Innovate or die- agencies must evolve to survive
Agency structures and their models are broken. Not just KIND of broken, where you can slap some duct tape on it and it’s good. No, it’s sending it to the junkyard, melt it down and redesigning the whole damn thing broken.
Gone are the days of producing a TV spot with digital and print to support it. (Where’s Don Draper when you need him?) Yet, some of the largest global agencies are still structured to support their clients in this way, why?
Simple. Advertising benchmarks show Agencies haven’t evolved.
Marketers have moved from producing 4 pieces of content per year for $2M to hundreds if not thousands of pieces for $50k.
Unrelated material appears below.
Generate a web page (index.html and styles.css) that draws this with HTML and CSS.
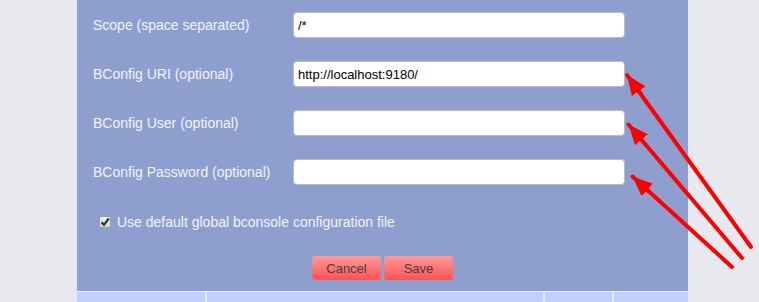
FILE: index.html
```html
<!DOCTYPE html>
<html lang="en">
<head>
  <meta charset="UTF-8" />
  <title>BConfig settings</title>
  <link rel="stylesheet" href="styles.css">
</head>
<body>

  <div class="panel">
    <div class="row">
      <label class="label">Scope (space separated)</label>
      <input class="field" type="text" value="/*" />
    </div>
    <div class="row">
      <label class="label">BConfig URI (optional)</label>
      <input class="field" type="text" value="http://localhost:9180/" />
    </div>
    <div class="row">
      <label class="label">BConfig User (optional)</label>
      <input class="field" type="text" />
    </div>
    <div class="row">
      <label class="label">BConfig Password (optional)</label>
      <input class="field" type="password" />
    </div>

    <div class="check-row">
      <span class="check">
        <svg width="10" height="10" viewBox="0 0 10 10"><path d="M1.5 5.2 L4 7.8 L8.8 1.5" fill="none" stroke="#333" stroke-width="2.2"/></svg>
      </span>
      <span>Use default global bconsole configuration file</span>
    </div>

    <div class="buttons">
      <button class="btn">Cancel</button>
      <button class="btn">Save</button>
    </div>
  </div>

  <div class="table-row">
    <div class="cell c1"></div>
    <div class="cell c2"></div>
    <div class="cell c3"></div>
    <div class="cell c4"></div>
  </div>

  <!-- annotation arrows -->
  <svg class="arrows" width="759" height="302" viewBox="0 0 759 302">
    <defs>
      <marker id="head" markerWidth="5" markerHeight="4.2" refX="5" refY="2.1" orient="auto" markerUnits="strokeWidth">
        <path d="M0 0 L5 2.1 L0 4.2 Z" fill="#ff0000"/>
      </marker>
    </defs>
    <line x1="751" y1="247" x2="627" y2="75" stroke="#ff0000" stroke-width="4" stroke-linecap="round" marker-end="url(#head)"/>
    <line x1="742" y1="258" x2="628.5" y2="124.5" stroke="#ff0000" stroke-width="4" stroke-linecap="round" marker-end="url(#head)"/>
    <line x1="732" y1="267" x2="632.5" y2="176.5" stroke="#ff0000" stroke-width="4" stroke-linecap="round" marker-end="url(#head)"/>
  </svg>

</body>
</html>
```

FILE: styles.css
```css
body {
  margin: 0;
  background: #e8e9ee;
  font-family: "Liberation Sans", Arial, sans-serif;
  position: relative;
  height: 302px;
  overflow: hidden;
}
.panel {
  margin-left: 77px;
  width: 611px;
  height: 292px;
  background: #8e9fcf;
  box-sizing: border-box;
  padding: 12px 0 0 16px;
  border-bottom: 1px solid #eef0f8;
}
.row {
  display: flex;
  align-items: center;
  height: 26px;
  margin-bottom: 23px;
}
.label {
  width: 200px;
  color: #f2f3fa;
  font-size: 14px;
}
.field {
  width: 332px;
  height: 26px;
  box-sizing: border-box;
  border: 1px solid #b9bcc6;
  border-radius: 4px;
  padding: 0 4px;
  font-family: "Liberation Sans", Arial, sans-serif;
  font-size: 13px;
  color: #000;
  background: #fff;
  outline: none;
}
.check-row {
  display: flex;
  align-items: center;
  gap: 6px;
  margin: 29px 0 0 6px;
  color: #f2f3fa;
  font-size: 14px;
}
.check {
  width: 12px;
  height: 12px;
  box-sizing: border-box;
  border: 1px solid #9a9ca4;
  border-radius: 2px;
  background: linear-gradient(#f0f0f0, #d4d4d6);
  display: flex;
  align-items: center;
  justify-content: center;
}
.buttons {
  display: flex;
  justify-content: center;
  gap: 3px;
  margin: 26px 0 0 -16px;
}
.btn {
  width: 69px;
  height: 24px;
  border: none;
  border-radius: 3px;
  background: linear-gradient(#ff9a9a, #ff5252);
  color: #4a3a45;
  font-family: "Liberation Sans", Arial, sans-serif;
  font-size: 13px;
  padding: 0;
}
.table-row {
  display: flex;
  margin-left: 77px;
  width: 611px;
  gap: 2px;
}
.cell {
  height: 12px;
  background: #c1d0fa;
}
.c1 { width: 128px; }
.c2 { width: 336px; }
.c3 { width: 67px; }
.c4 { flex: 1; }
.arrows {
  position: absolute;
  left: 0;
  top: 0;
}
```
It’s now an endless cycle of promotion.
Digital media for the first time in 2019 will surpass traditional media spend. And despite it all, the agency structure hasn’t evolved to support it.
At the ANA Masters of Marketing conference in 2015, then PepsiCo president Brad Jakeman had a lot of harsh words for advertising companies (Source).
“I am really worried that this model is not going to bend – it’s going to break if we don’t really think about how to innovate.”
When Brad spoke again in 2018, he discusses their lack of interest in acquiring content studios, and a reluctance of advertising veterans to move away from traditional platforms like TV. Although we may disagree with him that agencies haven’t kept up with the digital age and away from traditional platforms, we can agree that the traditional agency model is due for modernization.
Marketing Consultants say Agencies must Innovate or Die a Slow Death
The structure and technical capabilities of production must be the basis to hybridize with the creative assets of a traditional agency. Planning shouldn’t dictate agency work, they need to be quick enough to react instantaneously. This is what the production structure and mindset allows.
Four Production Benefits for Advertising Agency Structures
Production models allow agencies to bring content to market quickly.
There’s no waiting or back and forth with third parties. The creative process and production schedule are controlled from start to finish.
It enhances the creative process by allowing experimentation.
Having production capabilities in-house, agencies can push ideas while getting rid of what doesn’t work, without incurring third-party costs.
Production models provide a huge variety and volume of content across platforms.
Showing what you are capable of iterating, delivering beyond the brief and pushing creative in many different directions is invaluable to the brand.
Agencies can react to what’s happening in the news and culture in real time.
You can’t just create content, it must be relevant. Especially for brands trying to gain earned media and have a voice in the cultural conversation.
Creative and implementation (delivery) have always had a complex relationship. Like an ex-girlfriend showing up to hang out with the new girlfriend. Both will be looking for attention, but only one will get it. Traditionally, this is how agencies are viewed. They can’t manage each equally.
The digital age has changed dating for better or worse (just one word, think – tinder). Just like agencies are managing to become organized while continuing to be creatively lead, brands shouldn’t have to lose out on creative ideas, to be well coordinated and constructed.
Marketing Procurement thinks Agencies will learn about Darwinism the hard way.
Creative agency models born from production companies will be set for the future. Building creative off a production foundation, agencies are prepared for the new high-volume environment.
We aren’t saying agencies can’t evolve. Some agencies are increasing their production capabilities. They are building studios and hiring in-house production teams.
But other agencies may have to take a hard look in the mirror. And some may have to break it.